Debate continues about disappeared artwork

Redazione Ansa

(ANSA) - Macerata, December 11 - An exhibit on Italian painter Lorenzo Lotto (1480-1556/7) ongoing in the Marche region through February 11, 2019, highlights the strong bond between the Venice-born Renaissance master and his elective home.
    The exhibit, at Macerata's Palazzo Bonaccorsi as well as eight other sites in the Marche that were close to the painter's heart, also focuses on the mystery surrounding the disappearance of one of Lotto's masterworks to raise awareness on the many artworks that are still missing, curator Enrico Maria Dal Pozzolo said.
    Indeed the show ends with an empty frame of the Madonna with Child and Three Angels, painted by Lotto in the 1530s, which was stolen from the municipal palace of Osimo, Ancona, in the night between November 7-8, 1911, the same year as the famous theft of the Mona Lisa.

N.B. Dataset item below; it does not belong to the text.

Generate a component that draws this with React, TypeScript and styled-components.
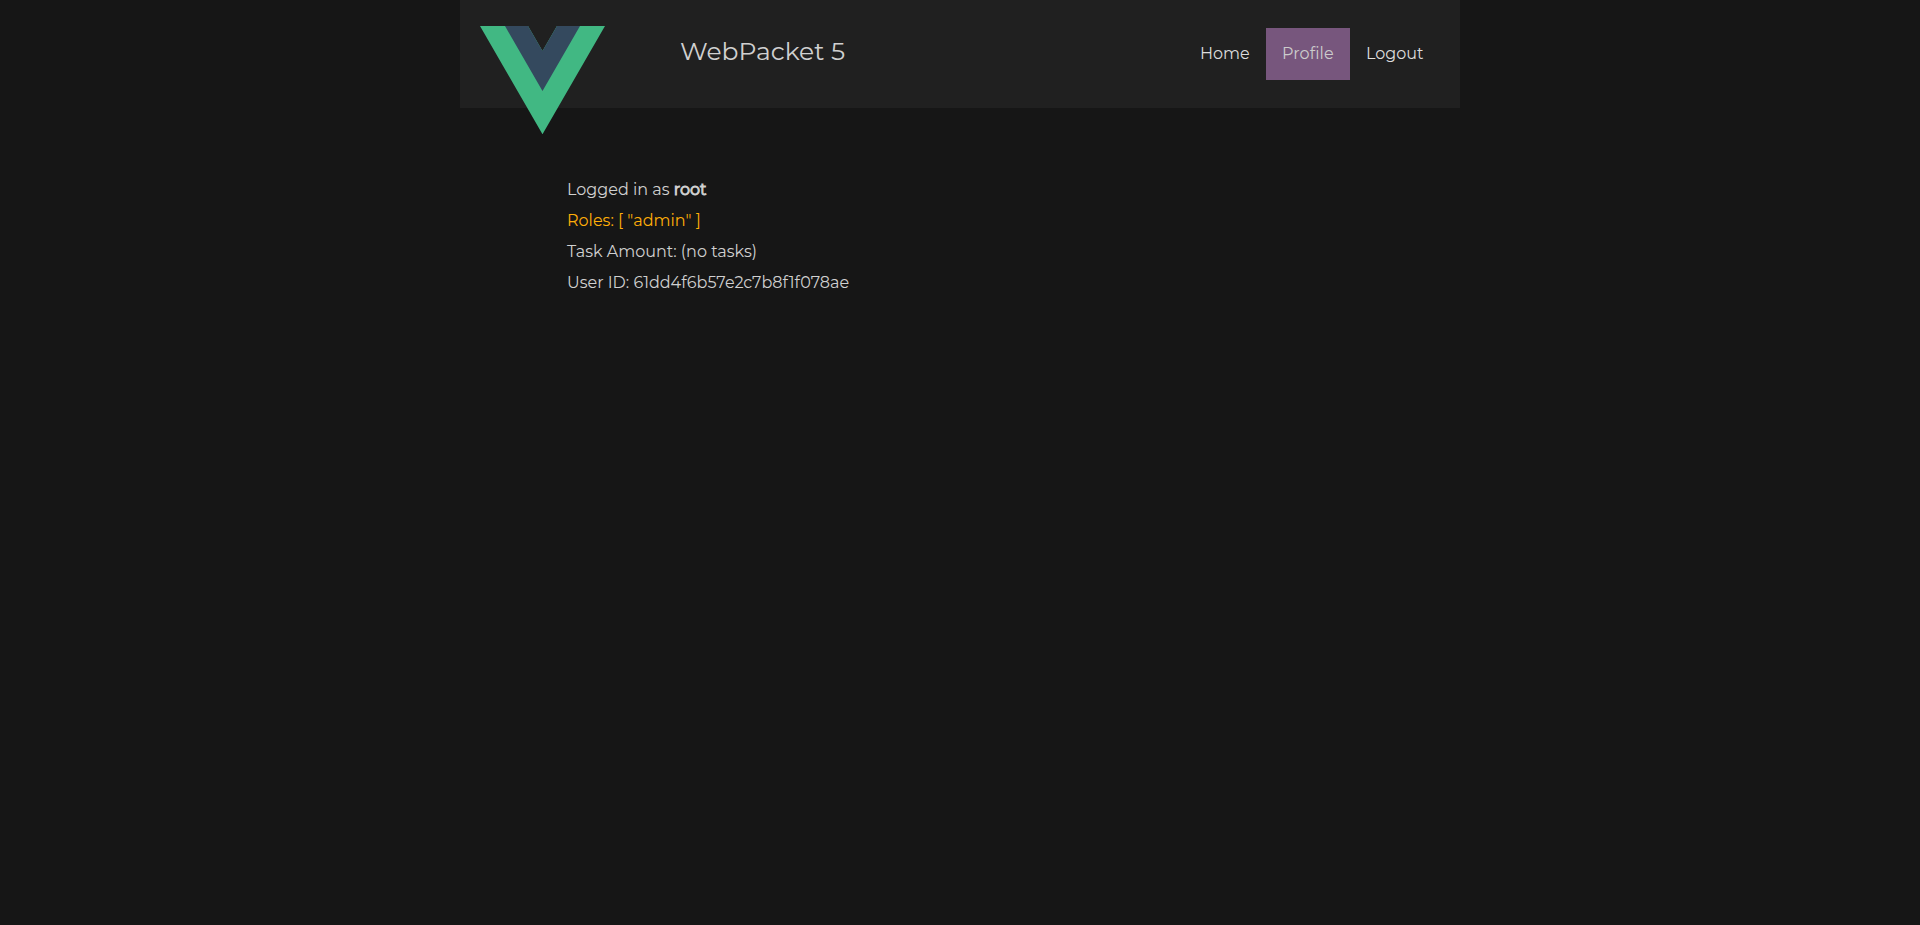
import React from "react";
import styled, { createGlobalStyle } from "styled-components";

const GlobalStyle = createGlobalStyle`
  body {
    margin: 0;
    background: #161616;
    color: #d0d0d0;
    font-family: Montserrat, Inter, sans-serif;
    font-size: 16px;
  }
`;

const Page = styled.div`
  width: 1000px;
  margin: 0 auto;
`;

const Header = styled.header`
  display: flex;
  align-items: flex-start;
  box-sizing: border-box;
  height: 108px;
  padding: 0 20px;
  background: #202020;
`;

const Logo = styled.svg`
  flex: none;
  width: 125px;
  height: 108.25px;
  margin-top: 26px;
`;

const Title = styled.h1`
  margin: 36px 0 0 75px;
  font-size: 25px;
  font-weight: 400;
  line-height: 31px;
  white-space: nowrap;
`;

const Nav = styled.nav`
  display: flex;
  margin: 28px 0 0 auto;
`;

const NavLink = styled.a<{ $active?: boolean; $width: number }>`
  box-sizing: border-box;
  width: ${(p) => p.$width}px;
  height: 52px;
  padding: 0 16px;
  line-height: 52px;
  white-space: nowrap;
  letter-spacing: ${(p) => (p.$active ? "0.1px" : "normal")};
  color: ${(p) => (p.$active ? "#cccccc" : "#dddddd")};
  background: ${(p) => (p.$active ? "#77567d" : "transparent")};
`;

const Profile = styled.main`
  padding: 66px 0 0 107px;
`;

const Line = styled.p<{ $highlight?: boolean }>`
  margin: 0;
  line-height: 31px;
  white-space: nowrap;
  color: ${(p) => (p.$highlight ? "#ffae08" : "inherit")};
`;

const UserName = styled.b`
  font-weight: 400;
  -webkit-text-stroke: 0.9px currentColor;
`;

export default function App() {
  return (
    <>
      <GlobalStyle />
      <Page>
        <Header>
          <Logo viewBox="0 0 261.76 226.69" aria-label="Vue">
            <path fill="#41b883" d="M161.096 0l-30.225 52.351L100.647 0H0l130.877 226.688L261.749 0z" />
            <path fill="#34495e" d="M161.096 0l-30.225 52.351L100.647 0H52.346l78.526 136.01L209.398 0z" />
          </Logo>
          <Title>WebPacket 5</Title>
          <Nav>
            <NavLink $width={82}>Home</NavLink>
            <NavLink $width={84} $active>Profile</NavLink>
            <NavLink $width={90}>Logout</NavLink>
          </Nav>
        </Header>
        <Profile>
          <Line>
            Logged in as <UserName>root</UserName>
          </Line>
          <Line $highlight>Roles: [ "admin" ]</Line>
          <Line>Task Amount: (no tasks)</Line>
          <Line>User ID: 61dd4f6b57e2c7b8f1f078ae</Line>
        </Profile>
      </Page>
    </>
  );
}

    Contrary to Leonardo da Vinci's masterpiece, however, Lotto's painting was never found.
    Prior to the theft, between 1900 and 1911, several museums, including the Uffizi and the Gallerie dell'Accademia in Venice, had offered to buy it.
    Many had noted that security measures in Osimo were inadequate for such an important painting.
    Its frame was subsequently exhibited at the church of Santissima Annunziata, first with a black-and-white photo of the painting, which was replaced in 1999 by a controversial colored picture. The exhibit, promoted by the Marche region and the city of Macerata, includes multimedia support for a closer look on the great masterpieces on display and critics' opinions.
    Another painting on display, a masterwork on San Girolamo, is controversial.
    Bought by the Musei Civici in Bassano del Grappa, the artwork was believed by a number of art critics, including Vittorio Sgarbi, not to have been painted by Lotto and was kept in the museum's deposit for a long time.
    In 2018, it was retrieved and examined with scientific analysis showing it was compatible with Lotto's technique.
    Dal Pozzolo has reopened discussion on this masterwork's paternity with the show, recognizing the high quality of the painting and its coherence with the painter's artistic phase in Loreto.
    Indeed the curator believes it could be a "free copy" from an incision by Durer, an artist Lotto loved since his youth, an element that could prove that the Venetian artist is the painter behind the masterwork.
    Another interesting feature of the show is the Madonna with Child by Carlo Crivelli, owned by the Museum of Macerata, on display near Lotto's Madonna, on loan from Venice's Correr Museum, which was probably painted in the Marche between 1532 and 1534.
    It is a silent dialogue between two Venetians who left their native city to live in the Marche, considered by Lotto as "an oasis of creative freedom".